#### Dataset excerpts
..............................
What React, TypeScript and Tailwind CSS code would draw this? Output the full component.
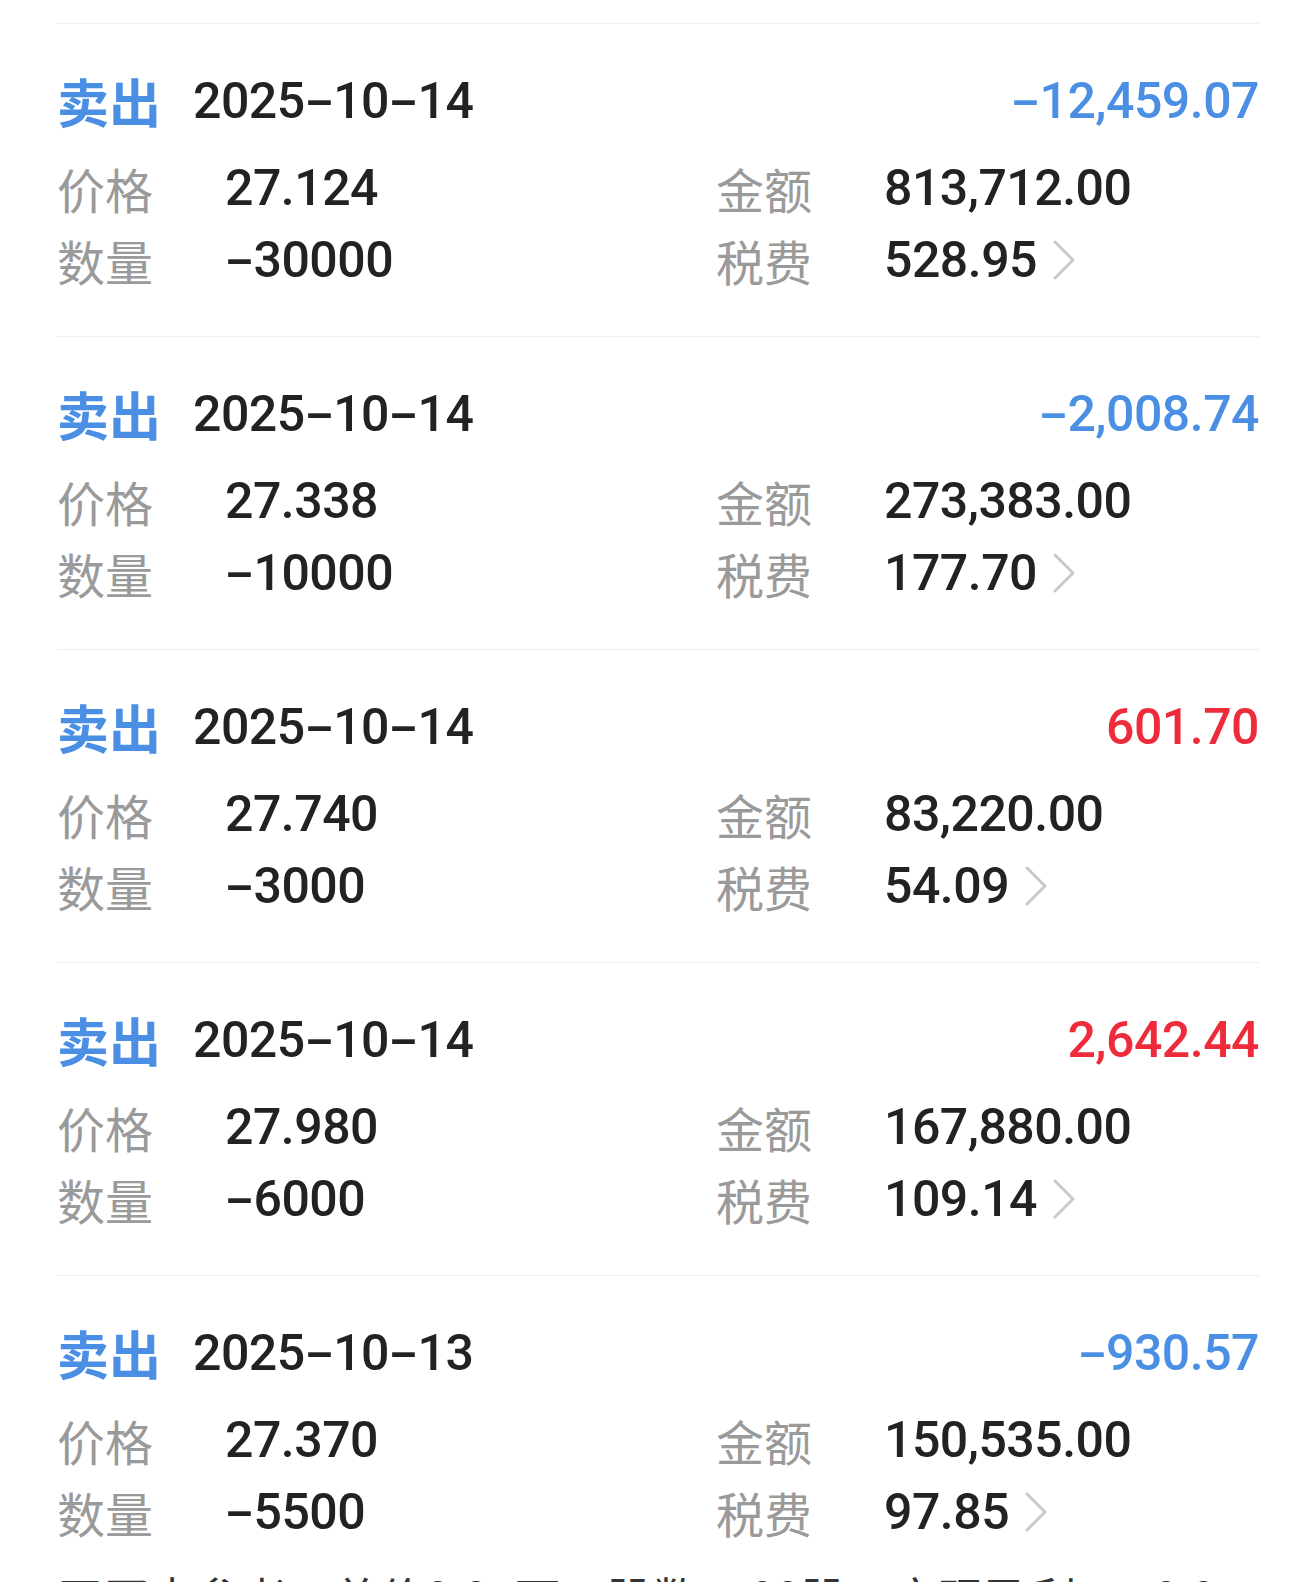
const trades = [
  { date: "2025-10-14", pnl: "-12,459.07", up: false, price: "27.124", qty: "-30000", amount: "813,712.00", fee: "528.95" },
  { date: "2025-10-14", pnl: "-2,008.74", up: false, price: "27.338", qty: "-10000", amount: "273,383.00", fee: "177.70" },
  { date: "2025-10-14", pnl: "601.70", up: true, price: "27.740", qty: "-3000", amount: "83,220.00", fee: "54.09" },
  { date: "2025-10-14", pnl: "2,642.44", up: true, price: "27.980", qty: "-6000", amount: "167,880.00", fee: "109.14" },
  { date: "2025-10-13", pnl: "-930.57", up: false, price: "27.370", qty: "-5500", amount: "150,535.00", fee: "97.85" },
];

const cjk = "font-['Noto_Sans_CJK_SC',sans-serif]";
const num = "font-['Roboto','Noto_Sans_CJK_SC',sans-serif] font-medium text-[50px] leading-none tracking-[-0.5px]";

// the app's font draws the hyphen as a long dash, Roboto's is short
function Num({ text }: { text: string }) {
  const parts = text.split("-");
  return (
    <>
      {parts.map((p, i) => (
        <span key={i}>
          {i > 0 && <span className="inline-block mx-[6px] scale-x-[1.75]">-</span>}
          {p}
        </span>
      ))}
    </>
  );
}

function Chevron() {
  return (
    <svg className="ml-[15px] w-[24px] h-[40px]" viewBox="0 0 24 40" fill="none">
      <polyline points="3,2 21,20 3,38" stroke="#c9c9c9" strokeWidth={3} strokeLinecap="round" strokeLinejoin="round" />
    </svg>
  );
}

function Field({ label, value, chevron }: { label: string; value: string; chevron?: boolean }) {
  return (
    <div className="flex items-center h-[72px]">
      <span className={`${cjk} w-[168px] text-[48px] leading-none text-[#9a9a9a]`}>{label}</span>
      <span className={`${num} text-[#222222]`}>
        <Num text={value} />
      </span>
      {chevron && <Chevron />}
    </div>
  );
}

export default function App() {
  return (
    <div className="min-h-screen bg-white pt-[23px] px-[57px]">
      {trades.map((t, i) => (
        <div key={i} className={`border-t border-[#eeeeee] pt-[47px] ${i < trades.length - 1 ? "pb-[40px]" : "pb-[18px]"}`}>
          {/* header */}
          <div className="flex items-center h-[60px]">
            <span className={`${cjk} text-[52px] leading-none font-bold text-[#4a8fe3]`}>卖出</span>
            <span className={`${num} ml-[32px] text-[#222222]`}>
              <Num text={t.date} />
            </span>
            <span className={`${num} ml-auto ${t.up ? "text-[#ee2b3b]" : "text-[#4a8fe3]"}`}>
              <Num text={t.pnl} />
            </span>
          </div>

          {/* details */}
          <div className="grid grid-cols-[659px_1fr] mt-[21px]">
            <div>
              <Field label="价格" value={t.price} />
              <Field label="数量" value={t.qty} />
            </div>
            <div>
              <Field label="金额" value={t.amount} />
              <Field label="税费" value={t.fee} chevron />
            </div>
          </div>
        </div>
      ))}
      <p className={`${cjk} text-[46px] leading-[60px] text-[#333333] whitespace-nowrap`}>
        ■买卖参考：总价0.01万，股数5500股，实现盈利1778.94
      </p>
    </div>
  );
}
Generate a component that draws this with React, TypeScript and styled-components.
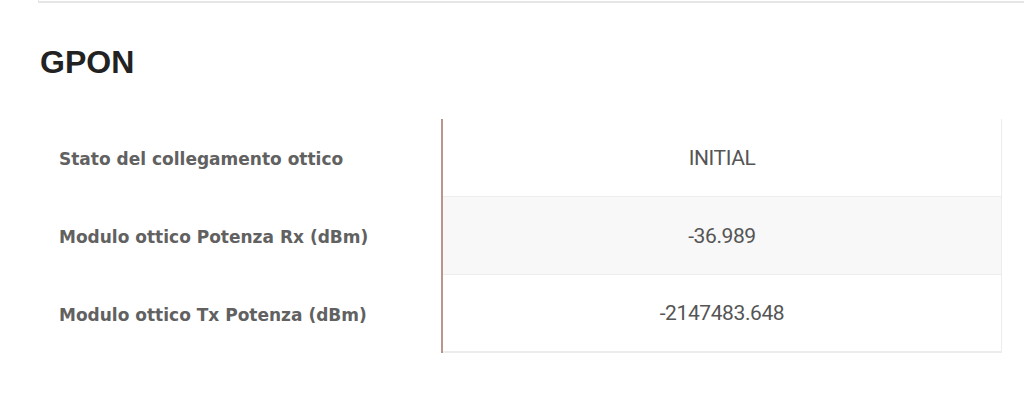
..............................
#### Challenge
Return the full material word for word. Do not include the pictures.

#### Output for this task
What React, TypeScript and Tailwind CSS code would draw this? Output the full component.
const trades = [
  { date: "2025-10-14", pnl: "-12,459.07", up: false, price: "27.124", qty: "-30000", amount: "813,712.00", fee: "528.95" },
  { date: "2025-10-14", pnl: "-2,008.74", up: false, price: "27.338", qty: "-10000", amount: "273,383.00", fee: "177.70" },
  { date: "2025-10-14", pnl: "601.70", up: true, price: "27.740", qty: "-3000", amount: "83,220.00", fee: "54.09" },
  { date: "2025-10-14", pnl: "2,642.44", up: true, price: "27.980", qty: "-6000", amount: "167,880.00", fee: "109.14" },
  { date: "2025-10-13", pnl: "-930.57", up: false, price: "27.370", qty: "-5500", amount: "150,535.00", fee: "97.85" },
];

const cjk = "font-['Noto_Sans_CJK_SC',sans-serif]";
const num = "font-['Roboto','Noto_Sans_CJK_SC',sans-serif] font-medium text-[50px] leading-none tracking-[-0.5px]";

// the app's font draws the hyphen as a long dash, Roboto's is short
function Num({ text }: { text: string }) {
  const parts = text.split("-");
  return (
    <>
      {parts.map((p, i) => (
        <span key={i}>
          {i > 0 && <span className="inline-block mx-[6px] scale-x-[1.75]">-</span>}
          {p}
        </span>
      ))}
    </>
  );
}

function Chevron() {
  return (
    <svg className="ml-[15px] w-[24px] h-[40px]" viewBox="0 0 24 40" fill="none">
      <polyline points="3,2 21,20 3,38" stroke="#c9c9c9" strokeWidth={3} strokeLinecap="round" strokeLinejoin="round" />
    </svg>
  );
}

function Field({ label, value, chevron }: { label: string; value: string; chevron?: boolean }) {
  return (
    <div className="flex items-center h-[72px]">
      <span className={`${cjk} w-[168px] text-[48px] leading-none text-[#9a9a9a]`}>{label}</span>
      <span className={`${num} text-[#222222]`}>
        <Num text={value} />
      </span>
      {chevron && <Chevron />}
    </div>
  );
}

export default function App() {
  return (
    <div className="min-h-screen bg-white pt-[23px] px-[57px]">
      {trades.map((t, i) => (
        <div key={i} className={`border-t border-[#eeeeee] pt-[47px] ${i < trades.length - 1 ? "pb-[40px]" : "pb-[18px]"}`}>
          {/* header */}
          <div className="flex items-center h-[60px]">
            <span className={`${cjk} text-[52px] leading-none font-bold text-[#4a8fe3]`}>卖出</span>
            <span className={`${num} ml-[32px] text-[#222222]`}>
              <Num text={t.date} />
            </span>
            <span className={`${num} ml-auto ${t.up ? "text-[#ee2b3b]" : "text-[#4a8fe3]"}`}>
              <Num text={t.pnl} />
            </span>
          </div>

          {/* details */}
          <div className="grid grid-cols-[659px_1fr] mt-[21px]">
            <div>
              <Field label="价格" value={t.price} />
              <Field label="数量" value={t.qty} />
            </div>
            <div>
              <Field label="金额" value={t.amount} />
              <Field label="税费" value={t.fee} chevron />
            </div>
          </div>
        </div>
      ))}
      <p className={`${cjk} text-[46px] leading-[60px] text-[#333333] whitespace-nowrap`}>
        ■买卖参考：总价0.01万，股数5500股，实现盈利1778.94
      </p>
    </div>
  );
}
Generate a component that draws this with React, TypeScript and styled-components.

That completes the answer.